Y fue desde la clase universitaria de Oxford y Cambridge, aburrida y culta, de donde provinieron los integrantes del grupo que setiembre de 1969 comenzaría a cambiar las reglas y los estándares del humor masivo en el mundo occidental: el sexteto de los Monty Python.

Compuesto por John Cleese, Graham Chapman, Michael Palin, Terry Jones, Eric Idle y la participación en los guiones del futuro cineasta Terry Gilliam, los seis integrantes de Monty Python habían realizado algunos shows previos en los que se atisbaba una veta delirante, una explosión del ridículo y la libre asociación, la crítica retorcida a los engranajes del sistema y sobre todo un regusto por el surrealismo más demente. La perspicaz cadena pública BBC vio el talento de los seis jóvenes y los contrató para un nuevo show: el Monty Python’s Flying Circus

El primer capítulo sirve de muestra. Se titula Wither Canada (“Canadá marchito, aunque no hay ni una sola referencia al país de Norteamérica). Después de los títulos, comienza una sucesión de sketches intercalados en el delirio: un hombre que sale del agua con la ropa en jirones y muere al llegar a una orilla arenosa. Corte a un hombre que se sienta en una silla y al hacerlo, el se escucha el grito agudo de un cerdo. Una mano tacha un cerdo en un pizarrón. La pantalla cambia a una placa que dice: “¡Es Wolfang Amadeus Mozart!”, y vemos a Cleese disfrazado del compositor austríaco, que habla en una inglés claramente alemanizado y presenta una competencia de “muertes famosas”. Aparece Gengis Khan en una tienda, y cae ante el ruido de un disparo. Enseguida, un grupo de jueces vestidos con trajes formales otorga la puntuación de la “muerte”. El corte devuelve la imagen al piso del show, donde un muchacho anota la puntuación en una tabla de muertos famosos, integrada por el rey Ricardo III, Juana de Arco y Marat, entre otros. 

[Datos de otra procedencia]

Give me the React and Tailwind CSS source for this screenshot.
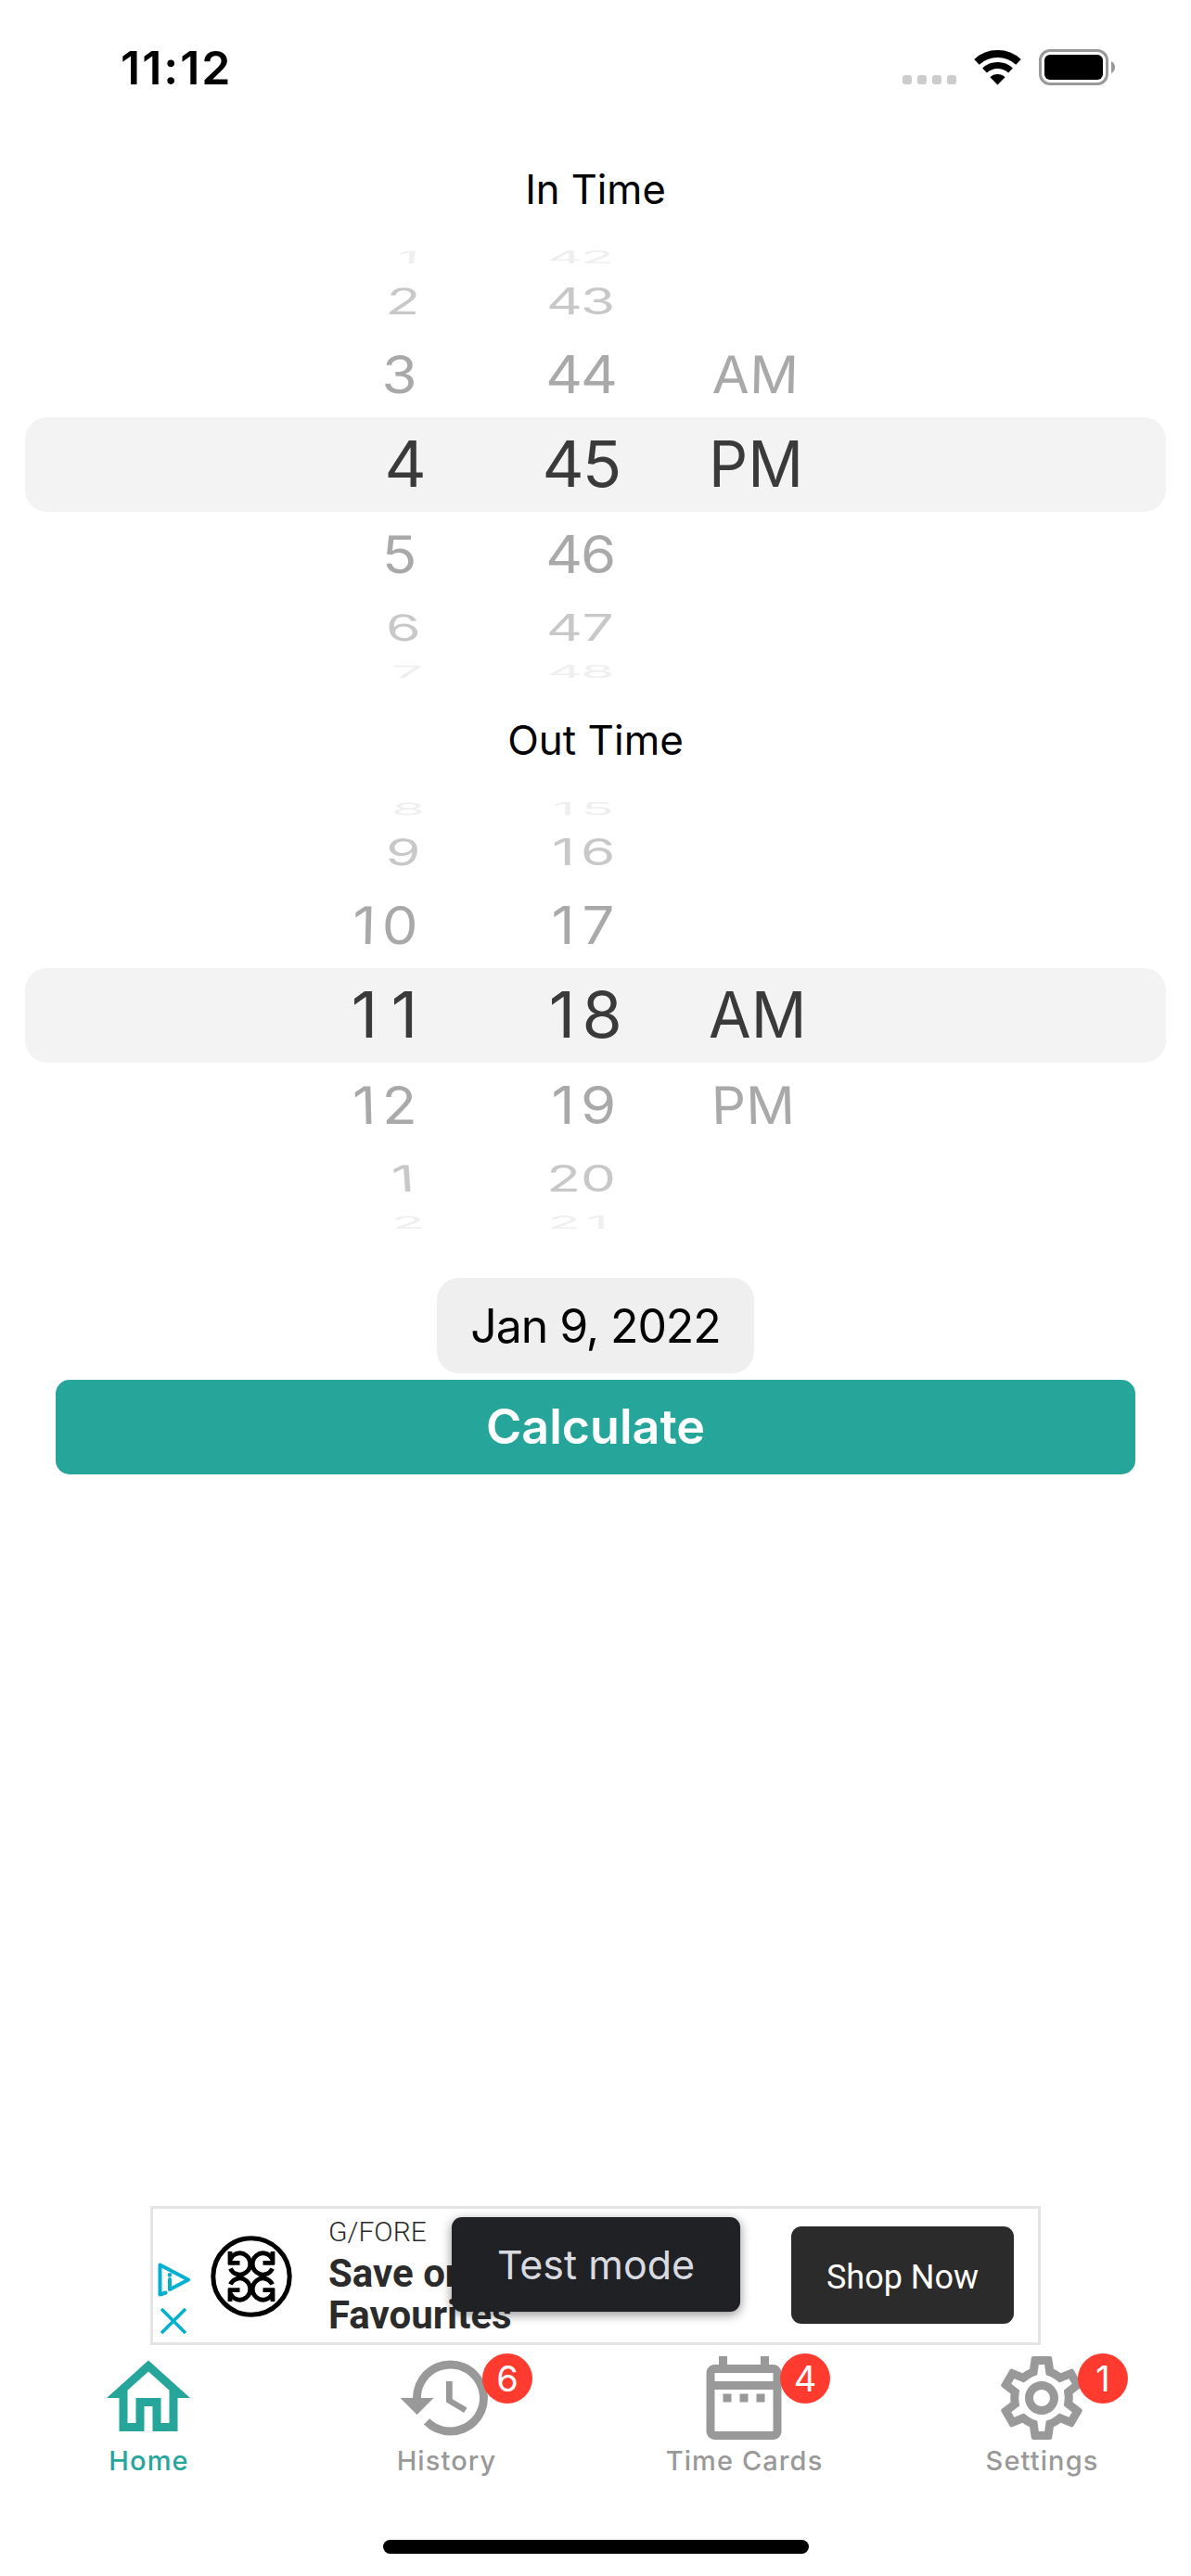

Luego, se presenta en un salón un profesor de italiano que pretende enseñar el idioma a un grupo de… italianos. Los Monty aparecen más tarde en (lo que luego serán) sus clásicos disfraces de viejitas inglesas, cándidas y protestonas, discutiendo el valor de una marca de manteca, un periodista pretende entrevistar a un cineasta sin poder realizarle siquiera la primera pregunta, una carrera de renombrados ciclistas pintores, y el capítulo culmina con un sketch que se haría famoso: “La broma asesina”, un chiste desconocido que mataba de risa a quien lo escuchara. Basta con volver al capítulo. Medio siglo después podemos preguntarnos si el humor en televisión avanzó, o todavía seguimos tras los pasos de aquellos seis genios.